We hear so many companies talk about the potential of its tech to be life changing, and while I'm not going to get carried away and say that the Apple Watch has achieved that, the stories of incidents where its smartwatch has come to the rescue are becoming more regular.
There's the guy that realised he was suffering from a serious health condition through an Apple Watch app that detected his abnormal heart rate activity. Or the woman involved in an accident who couldn't reach for her phone but could activate the Emergency SOS feature from her Watch while trapped in the wreckage. This is a wearable that is saving lives, from the hardware that Apple built and the developers that have embraced that hardware ā partly because there are simply so many of them out there on real wrists. With the future promising a bigger push into serious health tracking, it's already much more than a place to check the time and find out who's liked your Instagram post.
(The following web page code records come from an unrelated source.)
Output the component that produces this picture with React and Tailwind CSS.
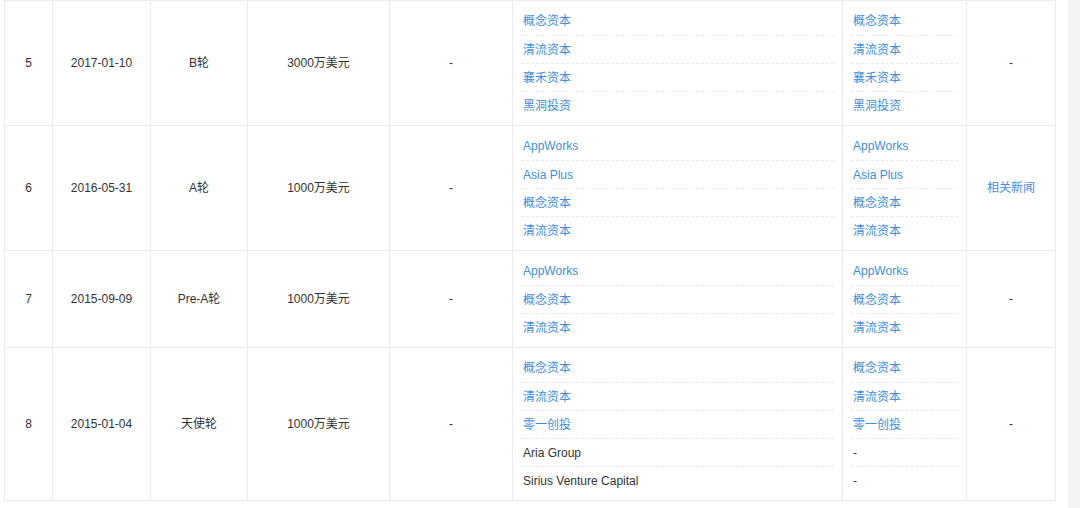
import React from "react";

const rows = [
  {
    no: 5,
    date: "2017-01-10",
    round: "B轮",
    amount: "3000万美元",
    valuation: "-",
    investors: ["概念资本", "清流资本", "襄禾资本", "黑洞投资"],
    leads: ["概念资本", "清流资本", "襄禾资本", "黑洞投资"],
    news: "-",
  },
  {
    no: 6,
    date: "2016-05-31",
    round: "A轮",
    amount: "1000万美元",
    valuation: "-",
    investors: ["AppWorks", "Asia Plus", "概念资本", "清流资本"],
    leads: ["AppWorks", "Asia Plus", "概念资本", "清流资本"],
    news: "相关新闻",
  },
  {
    no: 7,
    date: "2015-09-09",
    round: "Pre-A轮",
    amount: "1000万美元",
    valuation: "-",
    investors: ["AppWorks", "概念资本", "清流资本"],
    leads: ["AppWorks", "概念资本", "清流资本"],
    news: "-",
  },
  {
    no: 8,
    date: "2015-01-04",
    round: "天使轮",
    amount: "1000万美元",
    valuation: "-",
    investors: ["概念资本", "清流资本", "零一创投", "Aria Group", "Sirius Venture Capital"],
    leads: ["概念资本", "清流资本", "零一创投", "-", "-"],
    news: "-",
  },
];

const plain = ["Aria Group", "Sirius Venture Capital", "-"];

const ItemList = ({ items }) => (
  <div className="flex flex-col px-[8px] py-[6px]">
    {items.map((it, i) => (
      <div
        key={i}
        className={
          "flex h-[28px] items-center pl-[2px] " +
          (i > 0 ? "border-t border-dashed border-[#e6e8eb] " : "") +
          (plain.includes(it) ? "text-[#333]" : "text-[#3f8ed8] cursor-pointer")
        }
      >
        {it}
      </div>
    ))}
  </div>
);

const App = () => {
  const td = "border border-[#e8ecef] text-center align-middle p-0";
  return (
    <div
      className="flex w-[1080px] h-[508px] bg-white overflow-hidden text-[12px] text-[#333]"
      style={{ fontFamily: '"Liberation Sans", "Noto Sans CJK SC", sans-serif' }}
    >
      <div className="flex flex-col w-[1068px] pl-[4px]">
        <table className="table-fixed border-collapse w-[1051px]">
          <colgroup>
            <col className="w-[48px]" />
            <col className="w-[98px]" />
            <col className="w-[97px]" />
            <col className="w-[142px]" />
            <col className="w-[123px]" />
            <col className="w-[330px]" />
            <col className="w-[124px]" />
            <col className="w-[89px]" />
          </colgroup>
          <tbody>
            {rows.map((r) => (
              <tr key={r.no}>
                <td className={td}>{r.no}</td>
                <td className={td}>{r.date}</td>
                <td className={td}>{r.round}</td>
                <td className={td}>{r.amount}</td>
                <td className={td}>{r.valuation}</td>
                <td className="border border-[#e8ecef] p-0 text-left align-middle">
                  <ItemList items={r.investors} />
                </td>
                <td className="border border-[#e8ecef] p-0 text-left align-middle">
                  <ItemList items={r.leads} />
                </td>
                <td className={td + (r.news !== "-" ? " text-[#3f8ed8]" : "")}>{r.news}</td>
              </tr>
            ))}
          </tbody>
        </table>
      </div>
      <div className="w-[12px] h-full bg-[#f4f4f5]"></div>
    </div>
  );
};

export default App;
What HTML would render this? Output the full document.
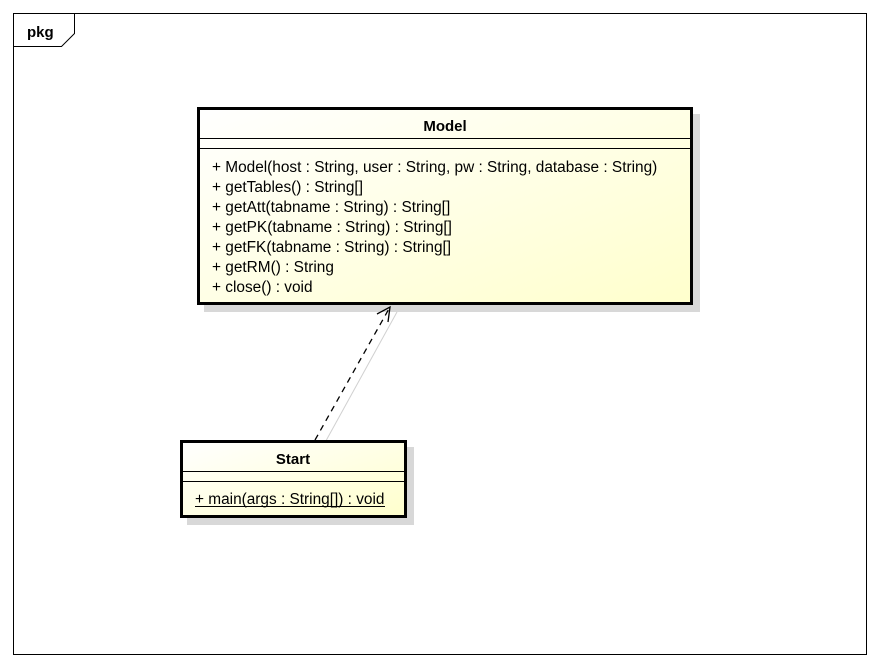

I'll be the first to say that three years on, the Apple Watch is not perfect and anyone that owns a Series 3 will no doubt agree with me on that, but it's providing the most convincing argument that a smartwatch has finally gone beyond that gimmick phase. It's grown up and matured into something people want to wear and find the features useful day-to-day. Even with a Watch Series 4 in the offing, you won't feel shortchanged with the current Series 3 or even the Series 2.
Apple is starting to achieve what it set out to do in wearable tech. I definitely couldn't say that back in 2014, but in 2018, it's a different story.